Adnânîler’e mensup bir Arap kabilesi.

Kinâne’ye bağlı Abdümenât’ın kollarındandır. Adını aldığı Müdlic’in nesebi Mürre b. Abdümenât b. Kinâne b. Huzeyme yoluyla Adnân’a ulaşır. Damre, Müzeyne ve Cüheyne kabileleriyle komşu olan Benî Müdlic, İslâm’ın zuhurunda Medine’nin batısındaki Yenbûunnahl civarında yaşıyordu. Benî Müdlic Câhiliye devrinde iz sürme, insanların ayak izlerine bakarak haklarında bilgi verme (iyâfe) ve fizikî yapılarından, organlarından hareketle nesepleri, ahlâk ve karakterleri hakkında tahmin yürütme (kıyâfe) alanlarında meşhur olmuş kişileriyle tanınıyordu.

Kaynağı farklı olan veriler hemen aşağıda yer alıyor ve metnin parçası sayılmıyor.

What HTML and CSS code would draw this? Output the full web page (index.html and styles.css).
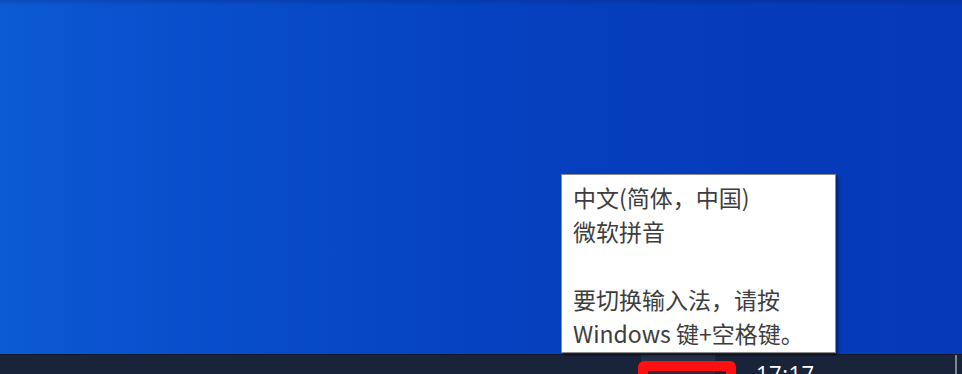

Bunlardan Mücezziz b. A‘ver’in Üsâme’nin ayaklarına bakarak Zeyd’in oğlu olduğunu söylemesi Hz. Peygamber’i çok memnun etmiştir (Buhârî, “Ferâǿiż”, 31; Müslim, “RađâǾ”, 40). Müdlicoğulları, İslâmiyet’ten önce Kureyş ve müttefiklerinden oluşan dinî-iktisadî imtiyazlara sahip kabileler (Hums) arasında yer alıyordu; ayrıca Mustaliķ, Huzâa ve Damre kabilelerinin müttefikiydi. Rivayete göre bazı durumlarda dişi deveden faydalanmanın günah sayılması âdeti (bk. BAHÎRE) Müdlicoğulları tarafından başlatılmıştır. Müberred de haram ayların yerlerini değiştirme yetkisinin Benî Müdlic’in elinde bulunduğunu bildiren bir rivayet aktarmıştır (el-Kâmil, II, 577); ancak aslında bu yetkinin Kinâne’nin kollarından Benî Fukaym’a ait olduğu bilinmektedir.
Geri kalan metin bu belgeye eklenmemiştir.